If used correctly and in a timely fashion oxygen is a lifesaver. Oxygen robs the angel of death of its victims. Oxygen protects us as long as we get enough. Oxygen is the ultimate drug or giver of life. With enough oxygen, we can resist ageing, and with Anti-Inflammatory Oxygen Therapy, we actually get younger. We can reverse vascular aging by combining unlimited oxygen availability with exercise.
Everyone secretly loves oxygen because our lives depend on it on a moment-to-moment basis. Super athletes and Navy Seal types can use oxygen at high dosages to be everything they can be. To some people that is everything.
The easy availability of oxygen lies beneath a lack of commercial interest in it and the paucity of funding of large-scale clinical studies on oxygen as a drug. If one wants to see if an avalanche of oxygen can cure their cancer, they will have to experiment on themselves but all logic and medical science points to the legitimacy of such an approach.
The commonly accepted paradigm that links hyperoxia to enhanced oxidative stress and the relatively narrow margin of safety between its effective and toxic doses are additional barriers accounting for the disproportionately small number of high-quality studies on the clinical use of oxygen at higher-than-normal partial pressures (hyperoxia). This is unfortunate and reflects a great ignorance of how carbon dioxide plays the vital role of making high doses extremely non-toxic.
EWOT demonstrates how easy it is to control the dose of oxygen in contrast to many other drugs, and therefore clinically significant manifestations of oxygen toxicity are absent. The body knows exactly how much oxygen it can take when exercising so dosage actually becomes a non-issue. Any activity increases the human body’s need for oxygen. Therefore, we exercise with extra oxygen and see amazing results with Anti-Inflammatory Oxygen Therapy.
Who will benefit from oxygen therapy? Dyspnea (breathlessness) and other symptoms of hypoxia can be fundamentally addressed when oxygen is taken up to the levels spoken about by Professor van Ardennes.
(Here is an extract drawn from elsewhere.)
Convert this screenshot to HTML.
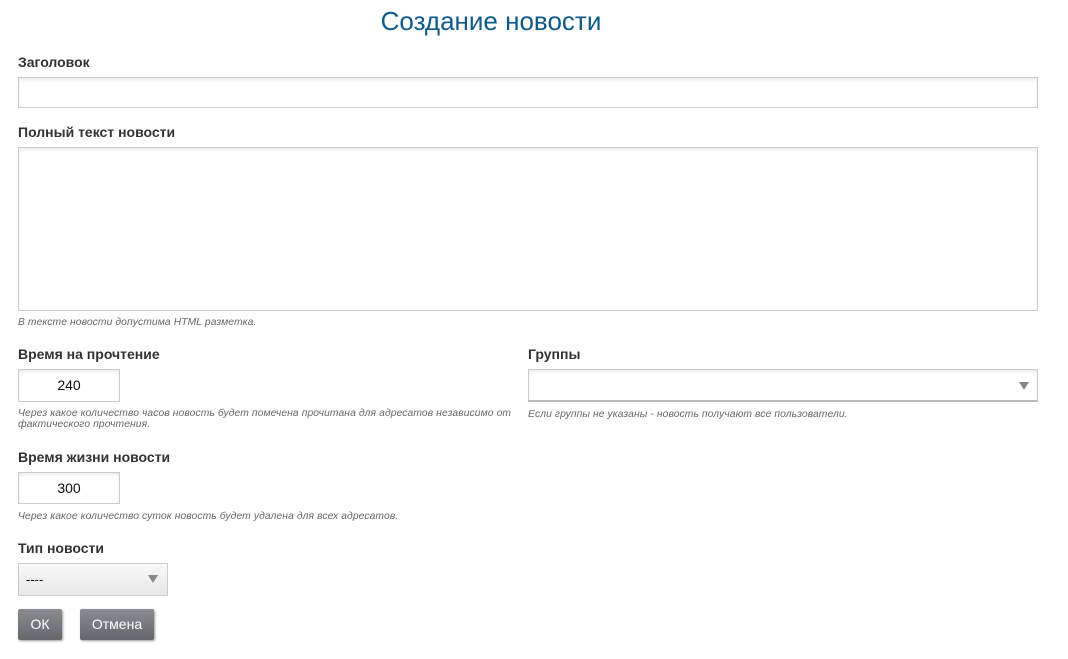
<!DOCTYPE html>
<html><head><meta charset="utf-8"><style>
body{margin:0;width:1068px;height:659px;background:#fff;font-family:"Liberation Sans",sans-serif;position:relative;overflow:hidden}
h1{position:absolute;left:0;width:982px;top:6px;margin:0;text-align:center;font-weight:normal;font-size:26px;color:#0e5a8a}
.l{position:absolute;font-weight:bold;font-size:14px;color:#333}
.box{position:absolute;border:1px solid #ccc;box-sizing:border-box;background:#fff;box-shadow:inset 0 2px 3px rgba(0,0,0,.08)}
.h{position:absolute;font-style:italic;font-size:10.3px;letter-spacing:0.1px;color:#666;line-height:11px}
.num{text-align:center;font-size:14px;line-height:30px;color:#111}
.btn{position:absolute;top:609px;height:31px;background:linear-gradient(#8a8c91,#64666b);color:#fff;font-size:14px;line-height:31px;text-align:center;border-radius:2px;box-shadow:1px 1px 2px rgba(0,0,0,.4)}
.tri{position:absolute;width:0;height:0;border-left:5px solid transparent;border-right:5px solid transparent;border-top:8px solid #888}
</style></head><body>
<h1>Создание новости</h1>
<div class="l" style="left:18px;top:54px">Заголовок</div>
<div class="box" style="left:18px;top:77px;width:1020px;height:31px"></div>
<div class="l" style="left:18px;top:124px">Полный текст новости</div>
<div class="box" style="left:18px;top:147px;width:1020px;height:164px"></div>
<div class="h" style="left:18px;top:317px">В тексте новости допустима HTML разметка.</div>
<div class="l" style="left:18px;top:346px">Время на прочтение</div>
<div class="box num" style="left:18px;top:369px;width:102px;height:33px">240</div>
<div class="h" style="left:18px;top:408px;width:500px">Через какое количество часов новость будет помечена прочитана для адресатов независимо от фактического прочтения.</div>
<div class="l" style="left:528px;top:346px">Группы</div>
<div class="box" style="left:528px;top:369px;width:510px;height:33px;border-bottom:2px solid #bbb"></div>
<div class="tri" style="left:1019px;top:382px"></div>
<div class="h" style="left:528px;top:409px">Если группы не указаны - новость получают все пользователи.</div>
<div class="l" style="left:18px;top:449px">Время жизни новости</div>
<div class="box num" style="left:18px;top:472px;width:102px;height:32px">300</div>
<div class="h" style="left:18px;top:511px">Через какое количество суток новость будет удалена для всех адресатов.</div>
<div class="l" style="left:18px;top:540px">Тип новости</div>
<div class="box" style="left:18px;top:563px;width:150px;height:33px;background:linear-gradient(#f8f8f8,#e8e8e8);box-shadow:none;font-size:13px;line-height:31px;padding-left:7px">----</div>
<div class="tri" style="left:148px;top:575px"></div>
<div class="btn" style="left:18px;width:44px">ОК</div>
<div class="btn" style="left:80px;width:74px">Отмена</div>
</body></html>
Oxygen is known to be helpful in selected patients with advanced cancer or chronic obstructive pulmonary disease (COPD), but though there is currently, no evidence for benefit in heart failure, it is ideal for treating vascular disease.
Oxygen therapy requirements vary depending on the nature of the problem. Some patients need carefully monitored concentrations of oxygen (high or low), while for others, the appropriate concentration or flow can be determined based on patient comfort. In palliative care, provision of oxygen needs to be modified based on what the patient can comfortably tolerate.
The mainstream view is that though it may be an odorless and colorless gas, as with any other drug, it has potential risks and side effects. There are situations where it may be dangerous to administer a high percentage of oxygen especially if CO2 is not produced along with the O2. Hypercapnoeic patients with chronic obstructive pulmonary disease, who rely on their hypoxic drive to breathe, might need to be especially careful but in reality, 99% of people can use supplemental oxygen with no negative effect.
The standard of oxygen prescribing is poor in the medical world mostly because the pharmaceutical paradigm does not want to confront the truth that oxygen itself, something that is not patentable, is actually better than expensive drugs for the treatment of cancer and other diseases. Oxygen is a universal medicine, a universal drug. It is an essential nutritional gas as is carbon dioxide. Plants are not the only ones that love carbon dioxide. Our lives and the safe use of oxygen depends on carbon dioxide.
[1] In the USA oxygen is considered a prescription medication and devices for oxygen therapy require a physician’s prescription before an individual can purchase or rent them.